Would you transcribe the whole listing exactly, minus its pictures?

§ **DATA EXCERPT**
◆ ◆ ◆ ◆ ◆

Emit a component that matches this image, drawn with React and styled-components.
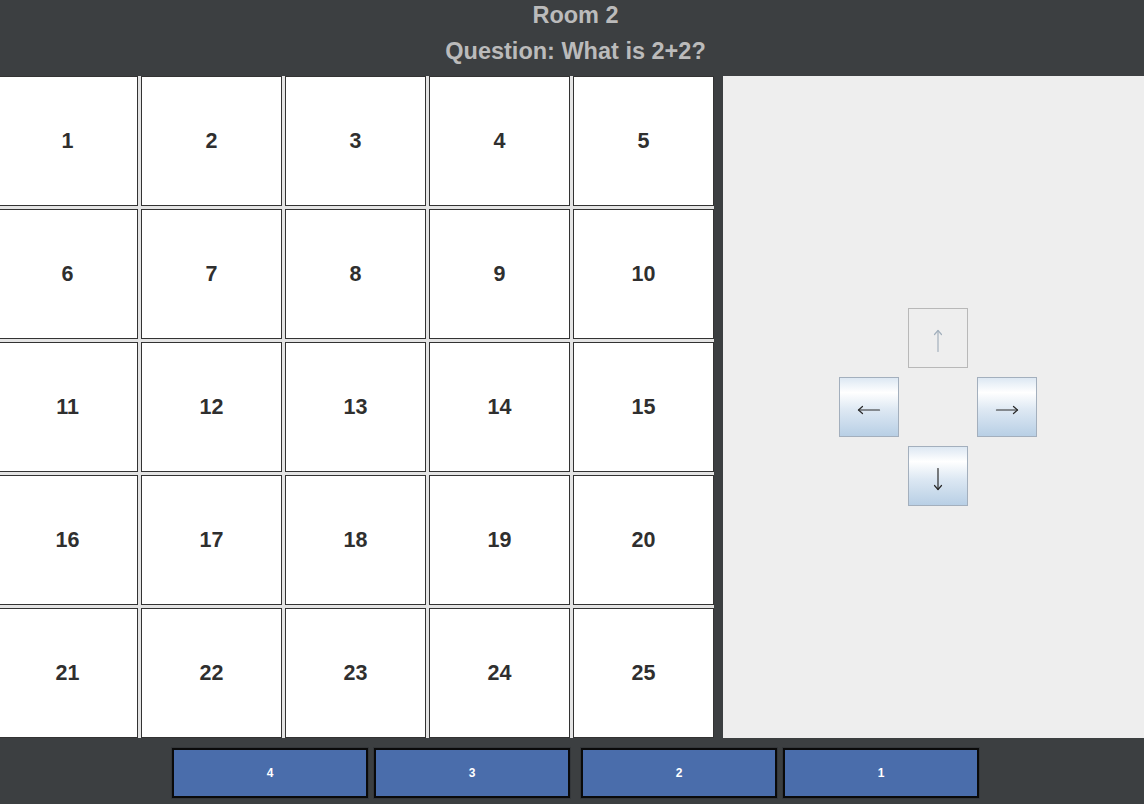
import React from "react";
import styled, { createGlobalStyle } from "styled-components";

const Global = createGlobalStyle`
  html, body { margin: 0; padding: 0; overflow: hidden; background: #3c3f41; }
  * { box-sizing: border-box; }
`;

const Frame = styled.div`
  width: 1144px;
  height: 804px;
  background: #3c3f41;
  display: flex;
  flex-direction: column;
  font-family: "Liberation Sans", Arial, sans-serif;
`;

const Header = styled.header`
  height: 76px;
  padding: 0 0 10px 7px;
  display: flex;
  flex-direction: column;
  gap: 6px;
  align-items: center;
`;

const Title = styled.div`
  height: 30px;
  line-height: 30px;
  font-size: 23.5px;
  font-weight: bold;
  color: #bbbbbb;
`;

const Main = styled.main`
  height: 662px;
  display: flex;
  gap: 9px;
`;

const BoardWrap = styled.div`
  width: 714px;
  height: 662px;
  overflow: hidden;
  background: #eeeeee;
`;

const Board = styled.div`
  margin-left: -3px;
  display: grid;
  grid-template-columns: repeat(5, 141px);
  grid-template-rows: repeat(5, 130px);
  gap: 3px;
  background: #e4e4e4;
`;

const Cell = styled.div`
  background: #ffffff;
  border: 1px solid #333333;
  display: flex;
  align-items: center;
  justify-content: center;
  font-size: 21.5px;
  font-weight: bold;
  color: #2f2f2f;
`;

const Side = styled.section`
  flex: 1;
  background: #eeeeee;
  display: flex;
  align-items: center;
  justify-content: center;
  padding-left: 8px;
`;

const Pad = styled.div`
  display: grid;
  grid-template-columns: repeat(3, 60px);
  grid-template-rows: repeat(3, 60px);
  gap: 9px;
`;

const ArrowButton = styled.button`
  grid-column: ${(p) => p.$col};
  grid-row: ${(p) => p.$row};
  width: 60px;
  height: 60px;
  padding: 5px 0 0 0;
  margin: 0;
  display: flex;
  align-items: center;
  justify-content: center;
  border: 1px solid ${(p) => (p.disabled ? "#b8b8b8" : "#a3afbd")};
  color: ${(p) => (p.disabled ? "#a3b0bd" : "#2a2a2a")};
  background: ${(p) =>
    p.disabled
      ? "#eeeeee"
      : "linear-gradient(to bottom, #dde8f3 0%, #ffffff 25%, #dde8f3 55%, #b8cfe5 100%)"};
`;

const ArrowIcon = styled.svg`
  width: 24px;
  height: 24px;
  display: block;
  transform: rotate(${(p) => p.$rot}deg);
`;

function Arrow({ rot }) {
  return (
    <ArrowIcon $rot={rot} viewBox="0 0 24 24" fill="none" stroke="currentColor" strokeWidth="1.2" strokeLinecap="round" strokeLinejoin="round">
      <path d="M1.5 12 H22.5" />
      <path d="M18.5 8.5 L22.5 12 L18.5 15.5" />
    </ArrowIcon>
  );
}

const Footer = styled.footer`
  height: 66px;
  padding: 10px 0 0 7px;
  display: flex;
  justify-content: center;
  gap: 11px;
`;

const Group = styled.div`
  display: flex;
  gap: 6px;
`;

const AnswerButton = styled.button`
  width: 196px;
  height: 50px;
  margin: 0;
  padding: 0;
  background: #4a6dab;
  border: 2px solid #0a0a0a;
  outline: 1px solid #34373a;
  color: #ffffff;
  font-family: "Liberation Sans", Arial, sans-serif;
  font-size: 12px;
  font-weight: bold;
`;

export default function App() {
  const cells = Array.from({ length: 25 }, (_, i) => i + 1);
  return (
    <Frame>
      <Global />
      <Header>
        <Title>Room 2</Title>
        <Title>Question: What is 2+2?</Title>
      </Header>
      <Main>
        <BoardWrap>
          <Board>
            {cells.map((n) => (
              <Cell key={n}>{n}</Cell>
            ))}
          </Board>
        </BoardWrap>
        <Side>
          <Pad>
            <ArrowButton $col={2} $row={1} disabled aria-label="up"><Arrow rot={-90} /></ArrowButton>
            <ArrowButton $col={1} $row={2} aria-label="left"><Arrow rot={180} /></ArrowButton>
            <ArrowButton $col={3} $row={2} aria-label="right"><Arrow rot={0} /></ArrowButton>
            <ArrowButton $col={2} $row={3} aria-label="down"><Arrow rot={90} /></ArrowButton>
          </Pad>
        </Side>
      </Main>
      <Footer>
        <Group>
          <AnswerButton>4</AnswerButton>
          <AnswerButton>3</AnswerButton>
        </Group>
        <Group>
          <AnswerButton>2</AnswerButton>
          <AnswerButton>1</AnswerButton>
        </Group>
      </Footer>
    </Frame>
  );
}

◆ ◆ ◆ ◆ ◆

§ **RESPONSE BELOW**
Emit a component that matches this image, drawn with React and styled-components.
import React from "react";
import styled, { createGlobalStyle } from "styled-components";

const Global = createGlobalStyle`
  html, body { margin: 0; padding: 0; overflow: hidden; background: #3c3f41; }
  * { box-sizing: border-box; }
`;

const Frame = styled.div`
  width: 1144px;
  height: 804px;
  background: #3c3f41;
  display: flex;
  flex-direction: column;
  font-family: "Liberation Sans", Arial, sans-serif;
`;

const Header = styled.header`
  height: 76px;
  padding: 0 0 10px 7px;
  display: flex;
  flex-direction: column;
  gap: 6px;
  align-items: center;
`;

const Title = styled.div`
  height: 30px;
  line-height: 30px;
  font-size: 23.5px;
  font-weight: bold;
  color: #bbbbbb;
`;

const Main = styled.main`
  height: 662px;
  display: flex;
  gap: 9px;
`;

const BoardWrap = styled.div`
  width: 714px;
  height: 662px;
  overflow: hidden;
  background: #eeeeee;
`;

const Board = styled.div`
  margin-left: -3px;
  display: grid;
  grid-template-columns: repeat(5, 141px);
  grid-template-rows: repeat(5, 130px);
  gap: 3px;
  background: #e4e4e4;
`;

const Cell = styled.div`
  background: #ffffff;
  border: 1px solid #333333;
  display: flex;
  align-items: center;
  justify-content: center;
  font-size: 21.5px;
  font-weight: bold;
  color: #2f2f2f;
`;

const Side = styled.section`
  flex: 1;
  background: #eeeeee;
  display: flex;
  align-items: center;
  justify-content: center;
  padding-left: 8px;
`;

const Pad = styled.div`
  display: grid;
  grid-template-columns: repeat(3, 60px);
  grid-template-rows: repeat(3, 60px);
  gap: 9px;
`;

const ArrowButton = styled.button`
  grid-column: ${(p) => p.$col};
  grid-row: ${(p) => p.$row};
  width: 60px;
  height: 60px;
  padding: 5px 0 0 0;
  margin: 0;
  display: flex;
  align-items: center;
  justify-content: center;
  border: 1px solid ${(p) => (p.disabled ? "#b8b8b8" : "#a3afbd")};
  color: ${(p) => (p.disabled ? "#a3b0bd" : "#2a2a2a")};
  background: ${(p) =>
    p.disabled
      ? "#eeeeee"
      : "linear-gradient(to bottom, #dde8f3 0%, #ffffff 25%, #dde8f3 55%, #b8cfe5 100%)"};
`;

const ArrowIcon = styled.svg`
  width: 24px;
  height: 24px;
  display: block;
  transform: rotate(${(p) => p.$rot}deg);
`;

function Arrow({ rot }) {
  return (
    <ArrowIcon $rot={rot} viewBox="0 0 24 24" fill="none" stroke="currentColor" strokeWidth="1.2" strokeLinecap="round" strokeLinejoin="round">
      <path d="M1.5 12 H22.5" />
      <path d="M18.5 8.5 L22.5 12 L18.5 15.5" />
    </ArrowIcon>
  );
}

const Footer = styled.footer`
  height: 66px;
  padding: 10px 0 0 7px;
  display: flex;
  justify-content: center;
  gap: 11px;
`;

const Group = styled.div`
  display: flex;
  gap: 6px;
`;

const AnswerButton = styled.button`
  width: 196px;
  height: 50px;
  margin: 0;
  padding: 0;
  background: #4a6dab;
  border: 2px solid #0a0a0a;
  outline: 1px solid #34373a;
  color: #ffffff;
  font-family: "Liberation Sans", Arial, sans-serif;
  font-size: 12px;
  font-weight: bold;
`;

export default function App() {
  const cells = Array.from({ length: 25 }, (_, i) => i + 1);
  return (
    <Frame>
      <Global />
      <Header>
        <Title>Room 2</Title>
        <Title>Question: What is 2+2?</Title>
      </Header>
      <Main>
        <BoardWrap>
          <Board>
            {cells.map((n) => (
              <Cell key={n}>{n}</Cell>
            ))}
          </Board>
        </BoardWrap>
        <Side>
          <Pad>
            <ArrowButton $col={2} $row={1} disabled aria-label="up"><Arrow rot={-90} /></ArrowButton>
            <ArrowButton $col={1} $row={2} aria-label="left"><Arrow rot={180} /></ArrowButton>
            <ArrowButton $col={3} $row={2} aria-label="right"><Arrow rot={0} /></ArrowButton>
            <ArrowButton $col={2} $row={3} aria-label="down"><Arrow rot={90} /></ArrowButton>
          </Pad>
        </Side>
      </Main>
      <Footer>
        <Group>
          <AnswerButton>4</AnswerButton>
          <AnswerButton>3</AnswerButton>
        </Group>
        <Group>
          <AnswerButton>2</AnswerButton>
          <AnswerButton>1</AnswerButton>
        </Group>
      </Footer>
    </Frame>
  );
}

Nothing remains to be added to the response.